### Data listing ###

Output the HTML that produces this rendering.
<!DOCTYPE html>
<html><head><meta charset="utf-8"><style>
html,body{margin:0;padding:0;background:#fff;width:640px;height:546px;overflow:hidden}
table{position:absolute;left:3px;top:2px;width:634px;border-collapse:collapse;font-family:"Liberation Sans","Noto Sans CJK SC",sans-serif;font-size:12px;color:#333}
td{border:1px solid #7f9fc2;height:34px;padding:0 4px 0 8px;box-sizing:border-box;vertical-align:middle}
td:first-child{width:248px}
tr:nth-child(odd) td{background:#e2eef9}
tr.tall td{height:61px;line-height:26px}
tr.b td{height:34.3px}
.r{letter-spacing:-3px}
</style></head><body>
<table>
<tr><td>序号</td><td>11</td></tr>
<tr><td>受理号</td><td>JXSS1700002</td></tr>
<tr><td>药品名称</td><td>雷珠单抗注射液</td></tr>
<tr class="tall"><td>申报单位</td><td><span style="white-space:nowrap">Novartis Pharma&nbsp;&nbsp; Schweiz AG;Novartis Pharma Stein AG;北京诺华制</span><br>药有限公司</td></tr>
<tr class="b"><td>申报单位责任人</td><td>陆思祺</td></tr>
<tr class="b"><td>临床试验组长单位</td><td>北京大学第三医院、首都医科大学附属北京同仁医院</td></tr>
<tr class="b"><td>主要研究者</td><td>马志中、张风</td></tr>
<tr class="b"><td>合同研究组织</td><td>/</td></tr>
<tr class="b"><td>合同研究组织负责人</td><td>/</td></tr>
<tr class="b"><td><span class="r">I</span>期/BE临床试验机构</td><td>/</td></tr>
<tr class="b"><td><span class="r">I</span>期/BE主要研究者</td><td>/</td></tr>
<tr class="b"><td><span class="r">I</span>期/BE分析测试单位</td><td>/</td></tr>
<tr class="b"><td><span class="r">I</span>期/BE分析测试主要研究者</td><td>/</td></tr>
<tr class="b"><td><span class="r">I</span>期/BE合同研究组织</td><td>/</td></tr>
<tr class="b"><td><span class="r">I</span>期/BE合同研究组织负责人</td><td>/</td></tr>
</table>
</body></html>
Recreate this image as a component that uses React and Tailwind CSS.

###

* **Stated problem**:
Type out all of the material again, word for word.

* **Answer to this problem**:
Output the HTML that produces this rendering.
<!DOCTYPE html>
<html><head><meta charset="utf-8"><style>
html,body{margin:0;padding:0;background:#fff;width:640px;height:546px;overflow:hidden}
table{position:absolute;left:3px;top:2px;width:634px;border-collapse:collapse;font-family:"Liberation Sans","Noto Sans CJK SC",sans-serif;font-size:12px;color:#333}
td{border:1px solid #7f9fc2;height:34px;padding:0 4px 0 8px;box-sizing:border-box;vertical-align:middle}
td:first-child{width:248px}
tr:nth-child(odd) td{background:#e2eef9}
tr.tall td{height:61px;line-height:26px}
tr.b td{height:34.3px}
.r{letter-spacing:-3px}
</style></head><body>
<table>
<tr><td>序号</td><td>11</td></tr>
<tr><td>受理号</td><td>JXSS1700002</td></tr>
<tr><td>药品名称</td><td>雷珠单抗注射液</td></tr>
<tr class="tall"><td>申报单位</td><td><span style="white-space:nowrap">Novartis Pharma&nbsp;&nbsp; Schweiz AG;Novartis Pharma Stein AG;北京诺华制</span><br>药有限公司</td></tr>
<tr class="b"><td>申报单位责任人</td><td>陆思祺</td></tr>
<tr class="b"><td>临床试验组长单位</td><td>北京大学第三医院、首都医科大学附属北京同仁医院</td></tr>
<tr class="b"><td>主要研究者</td><td>马志中、张风</td></tr>
<tr class="b"><td>合同研究组织</td><td>/</td></tr>
<tr class="b"><td>合同研究组织负责人</td><td>/</td></tr>
<tr class="b"><td><span class="r">I</span>期/BE临床试验机构</td><td>/</td></tr>
<tr class="b"><td><span class="r">I</span>期/BE主要研究者</td><td>/</td></tr>
<tr class="b"><td><span class="r">I</span>期/BE分析测试单位</td><td>/</td></tr>
<tr class="b"><td><span class="r">I</span>期/BE分析测试主要研究者</td><td>/</td></tr>
<tr class="b"><td><span class="r">I</span>期/BE合同研究组织</td><td>/</td></tr>
<tr class="b"><td><span class="r">I</span>期/BE合同研究组织负责人</td><td>/</td></tr>
</table>
</body></html>
Recreate this image as a component that uses React and Tailwind CSS.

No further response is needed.